Wednesday, March 14, 2012

Diagramming President Obama's Oil Lies

And I call them lies because more diplomatic terms like "misstatements", "fibs" or "fabrications" simply don't apply to agitprop.

When he was running for the Oval Office four years ago amid $4-a-gallon gasoline prices, then-Sen. Barack Obama dismissed the idea of expanded oil production as a way to relieve the pain at the pump.

"Even if you opened up every square inch of our land and our coasts to drilling," he said. "America still has only 3% of the world's oil reserves." Which meant, he said, that the U.S. couldn't affect global oil prices... It's the same rhetoric President Obama is using now, as gas prices hit $4 again, except now he puts the figure at 2%...

But the figure Obama uses — proved oil reserves — vastly undercounts how much oil the U.S. actually contains. In fact, far from being oil-poor, the country is awash in vast quantities — enough to meet all the country's oil needs for hundreds of years...

• ...At least 86 billion barrels of oil in the Outer Continental Shelf yet to be discovered, according to the government's Bureau of Ocean Energy Management.

• ...About 24 billion barrels in shale deposits in the lower 48 states, according to EIA.

• ...Up to 2 billion barrels of oil in shale deposits in Alaska's North Slope, says the U.S. Geological Survey.

• ...Up to 12 billion barrels in ANWR, according to the USGS.

• ...As much as 19 billion barrels in the Utah tar sands, according to the Bureau of Land Management.

• ...Then, there's the massive Green River Formation in Wyoming, which according to the USGS contains a stunning 1.4 trillion barrels of oil shale — a type of oil released from sedimentary rock after it's heated.

• ...A separate Rand Corp. study found that about 800 billion barrels of oil shale in Wyoming and neighboring states is "technically recoverable," which means it could be extracted using existing technology. That's more than triple the known reserves in Saudi Arabia.

All told, the U.S. has access to 400 billion barrels of crude that could be recovered using existing drilling technologies, according to a 2006 Energy Department report... When you include oil shale, the U.S. has 1.4 trillion barrels of technically recoverable oil, according to the Institute for Energy Research, enough to meet all U.S. oil needs for about the next 200 years, without any imports.

And even this number could be low, since such estimates tend to go up over time...

Recent polls show Americans overwhelmingly support expanding offshore drilling and tapping the tiny spit of land in ANWR.
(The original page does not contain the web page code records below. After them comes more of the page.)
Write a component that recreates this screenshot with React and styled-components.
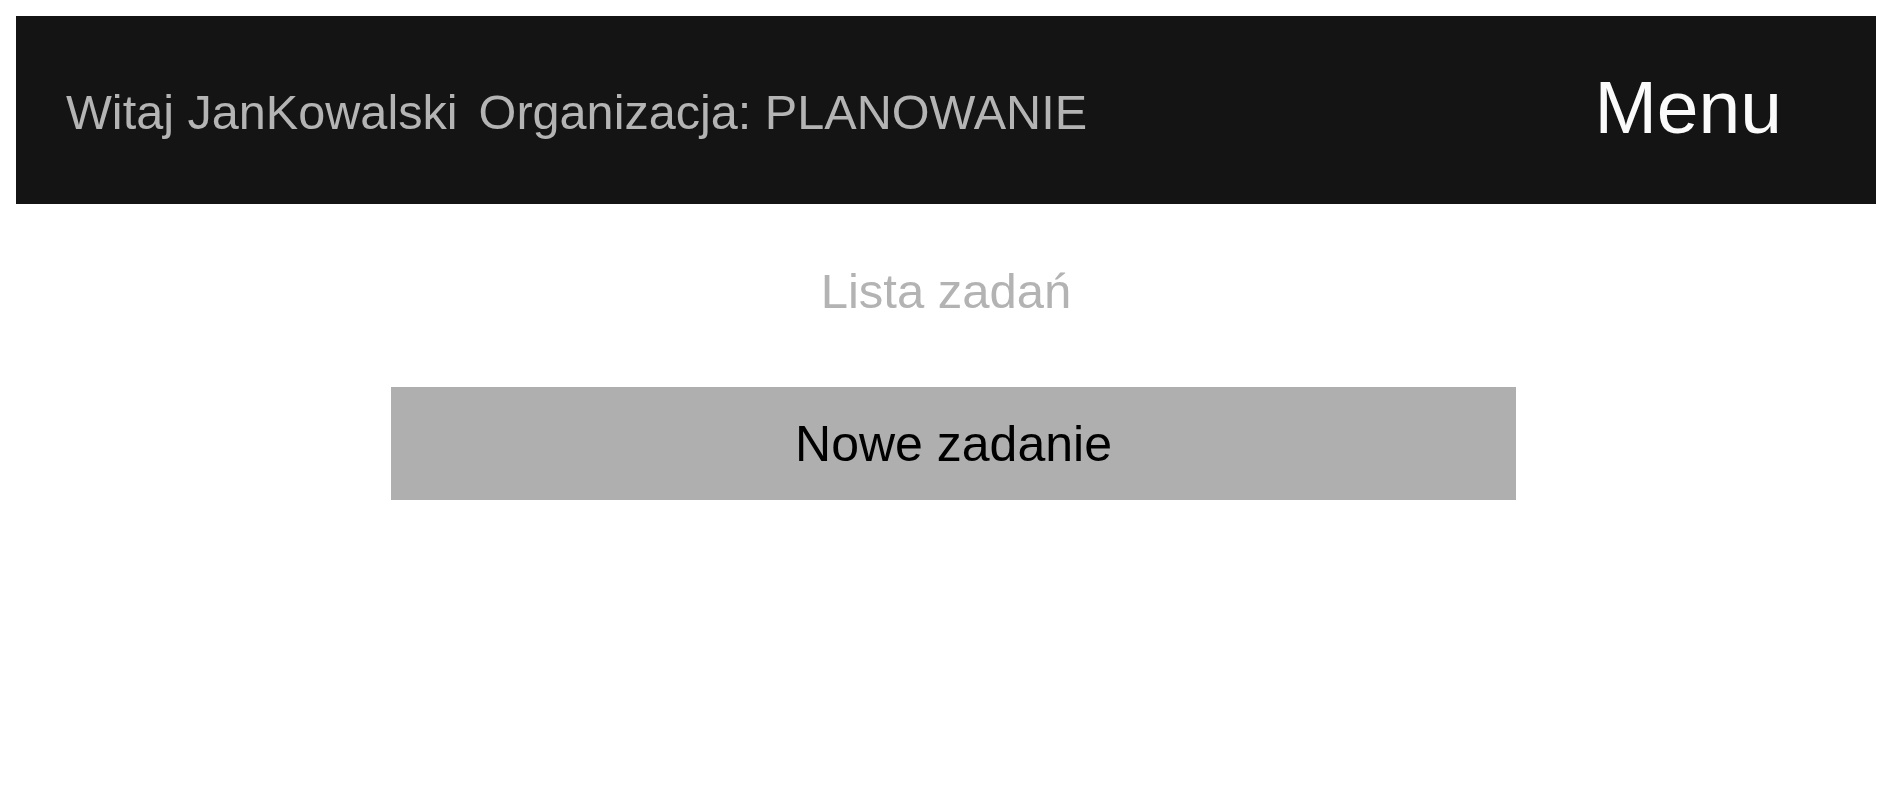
import React from "react";
import styled, { createGlobalStyle } from "styled-components";

const GlobalStyle = createGlobalStyle`
  html, body {
    margin: 0;
    padding: 0;
    background: #ffffff;
    font-family: "Liberation Sans", Arial, sans-serif;
  }
`;

const Page = styled.div`
  padding: 16px 12px 0 16px;
  display: flex;
  flex-direction: column;
`;

const Header = styled.header`
  height: 188px;
  background: #141414;
  display: flex;
  align-items: center;
  justify-content: space-between;
  padding: 0 94px 0 50px;
  box-sizing: border-box;
`;

const Greeting = styled.div`
  display: flex;
  align-items: center;
  padding-top: 4px;
  color: #b4b4b4;
  font-size: 48.6px;
  line-height: 1;
  white-space: nowrap;
`;

const GreetingPart = styled.span`
  margin-left: ${(p) => p.$gap || 0}px;
`;

const MenuButton = styled.div`
  color: #fafafa;
  font-size: 75px;
  line-height: 1;
  padding-bottom: 6px;
  cursor: pointer;
`;

const Main = styled.main`
  display: flex;
  flex-direction: column;
`;

const Title = styled.h1`
  margin: 63px 0 0 0;
  text-align: center;
  font-weight: normal;
  font-size: 49px;
  line-height: 1;
  color: #b3b3b3;
`;

const NewTaskButton = styled.button`
  margin: 71px 0 0 375px;
  width: 1125px;
  height: 113px;
  border: none;
  background: #afafaf;
  color: #000000;
  font-family: "Liberation Sans", Arial, sans-serif;
  font-size: 50px;
  line-height: 1;
  display: flex;
  align-items: center;
  justify-content: center;
  padding: 0;
  cursor: pointer;
`;

export default function App() {
  return (
    <>
      <GlobalStyle />
      <Page>
        <Header>
          <Greeting>
            <GreetingPart>Witaj JanKowalski</GreetingPart>
            <GreetingPart $gap={21}>Organizacja: PLANOWANIE</GreetingPart>
          </Greeting>
          <MenuButton>Menu</MenuButton>
        </Header>
        <Main>
          <Title>Lista zadań</Title>
          <NewTaskButton>Nowe zadanie</NewTaskButton>
        </Main>
      </Page>
    </>
  );
}
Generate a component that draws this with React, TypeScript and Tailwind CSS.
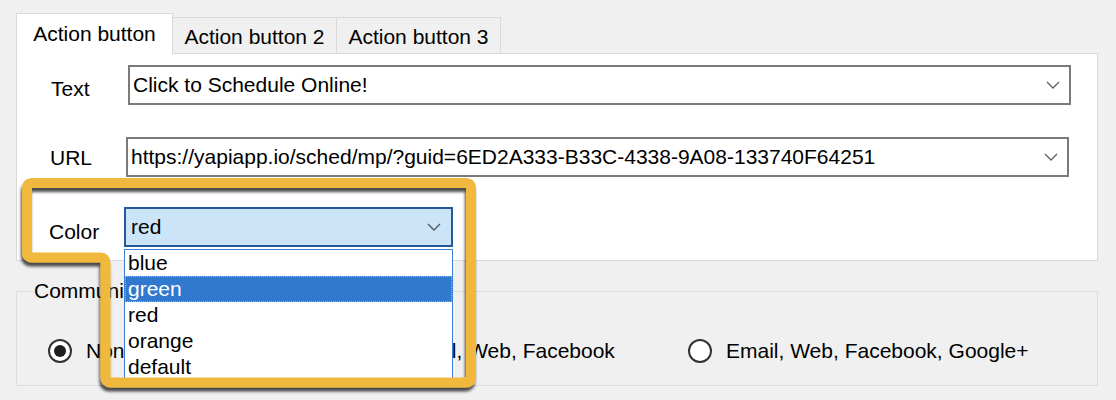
import React from 'react';

const Chevron = ({ color = '#606060' }: { color?: string }) => (
  <svg width="14" height="8" viewBox="0 0 14 8" fill="none">
    <polyline points="1,1 7,7 13,1" stroke={color} strokeWidth="1.3" />
  </svg>
);

const Radio = ({ checked }: { checked?: boolean }) => (
  <div className="w-[24px] h-[24px] rounded-full border-2 border-[#333] bg-white flex items-center justify-center shrink-0">
    {checked && <div className="w-[12px] h-[12px] rounded-full bg-[#1f1f1f]" />}
  </div>
);

const colors = ['blue', 'green', 'red', 'orange', 'default'];

function App() {
  return (
    <div className="relative w-[1116px] h-[400px] overflow-hidden bg-[#f0f0f0] text-black text-[21px] leading-[24px] font-['Liberation_Sans',Arial,sans-serif] pt-[13px] pl-[16px] pr-[18px]">
      {/* Tabs */}
      <div className="flex items-end h-[40px]">
        <div className="relative z-10 -mb-px w-[157px] h-[41px] bg-white border border-b-0 border-[#d9d9d9] flex items-center justify-center">
          Action button
        </div>
        <div className="w-[164px] h-[36px] border-t border-r border-[#d9d9d9] flex items-center justify-center pt-[2px]">
          Action button 2
        </div>
        <div className="w-[164px] h-[36px] border-t border-r border-[#d9d9d9] flex items-center justify-center pt-[2px]">
          Action button 3
        </div>
      </div>

      {/* Tab panel */}
      <div className="h-[208px] bg-white border border-[#d9d9d9]">
        <div className="flex items-start mt-[11px]">
          <div className="w-[111px] pl-[34px] pt-[12px]">Text</div>
          <div className="w-[943px] h-[40px] border-2 border-[#7a7a7a] flex items-center justify-between pl-[3px] pr-[9px]">
            <span>Click to Schedule Online!</span>
            <Chevron />
          </div>
        </div>
        <div className="flex items-start mt-[32px]">
          <div className="w-[109px] pl-[33px] pt-[9px]">URL</div>
          <div className="w-[943px] h-[40px] border-2 border-[#7a7a7a] flex items-center justify-between pl-[3px] pr-[9px]">
            <span>https://yapiapp.io/sched/mp/?guid=6ED2A333-B33C-4338-9A08-133740F64251</span>
            <Chevron />
          </div>
        </div>
        <div className="flex items-start mt-[30px]">
          <div className="w-[107px] pl-[32px] pt-[13px]">Color</div>
          <div className="relative z-20">
            <div className="w-[329px] h-[40px] border-2 border-[#25599c] bg-[#cce4f7] flex items-center justify-between pl-[5px] pr-[10px]">
              <span>red</span>
              <Chevron color="#555" />
            </div>
            {/* Open dropdown list */}
            <div className="absolute left-0 top-full mt-[2px] w-[329px] h-[136px] bg-white border border-[#3a7fd6]">
              {colors.map((c) => (
                <div
                  key={c}
                  className={
                    c === 'green'
                      ? 'h-[26px] leading-[24px] pl-[2px] bg-[#3178cf] text-white border border-dotted border-[#f0a35e]'
                      : 'h-[26px] leading-[26px] pl-[3px]'
                  }
                >
                  {c}
                </div>
              ))}
            </div>
          </div>
        </div>
      </div>

      {/* Communication group */}
      <fieldset className="mt-[18px] h-[107px] border border-[#dcdcdc]">
        <legend className="ml-[16px] px-[1px] leading-[24px]">Communication</legend>
        <div className="flex items-center h-[26px] mt-[35px] pl-[31px]">
          <div className="w-[318px] flex items-center gap-[14px]">
            <Radio checked />
            <span>None</span>
          </div>
          <div className="w-[322px] flex items-center gap-[14px]">
            <Radio />
            <span>Email, Web, Facebook</span>
          </div>
          <div className="flex items-center gap-[14px]">
            <Radio />
            <span>Email, Web, Facebook, Google+</span>
          </div>
        </div>
      </fieldset>

      {/* Highlight annotation */}
      <svg className="absolute left-0 top-0 z-30 pointer-events-none" width="1116" height="400" viewBox="0 0 1116 400">
        <defs>
          <filter id="sh" x="-10%" y="-10%" width="120%" height="130%">
            <feDropShadow dx="-1" dy="4" stdDeviation="1.8" floodColor="#000" floodOpacity="0.7" />
          </filter>
        </defs>
        <path
          d="M 32 183 H 466 Q 471 183 471 188 V 377.5 Q 471 382.5 466 382.5 H 110.5 Q 105.5 382.5 105.5 377.5 V 262.5 Q 105.5 257.5 100.5 257.5 H 32 Q 27 257.5 27 252.5 V 188 Q 27 183 32 183 Z"
          fill="none"
          stroke="#f0b83d"
          strokeWidth="10"
          filter="url(#sh)"
        />
      </svg>
    </div>
  );
}

export default App;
But this sort of obstructionism is just one more example of the Democrats' senseless hatred of the people's will -- as they continually operate without the consent of the governed -- be it energy, health care, forced unionization, national security, and every other issue of national import, etc.

But take heart. November is coming.


4 comments:

The_Bad said...

November is coming. What's the over/under on how many days past the election the democrats hold up Obama's defeat with court challenges? Gore took it to December 13.

matthew w said...

The Bad
The better over under will be on which state democrats start fretting about non existent Republican "voter fraud" and how long before the election they do that.
I remember in 2008 they were priming Ohio as the state to be contested !

big dog said...

every day that passes, November gets closer, and closer, and closer.

hear me Temporary Emperor Barack? hear me Obersturmbanfuhrer Sebelius?
hear me Granny Rictus McBotox Pelosi?
hear me Fraud Master Hairy Reed?
hear me Stat-Securite Minister Janet?

people are going to speak to you very loudly come Nov. wonder how many lies per day we'll hear from you creeps until then? wonder if you'll even honor the election results? wonder how much election fraud you can perpetrate to try to render our votes worthless?

think we're on to you?

John said...

We sometimes forget that oil is not the only type of natural resources we are running out of. I just recently read an article about certain kinds of natural resources which are not so well known but whose depletion would pose a serious problem for some industry sectors especially for the world of information technology. What seems quite paradoxical to me is that one of the possible solutions to put a halt to the gradual depletion of these natural resources may be the devastation of one of Earth's most valuable natural resources – the ocean. We may not realize it now but our dependance on these scarce elements will have a detrimental impact on the environment in the long run.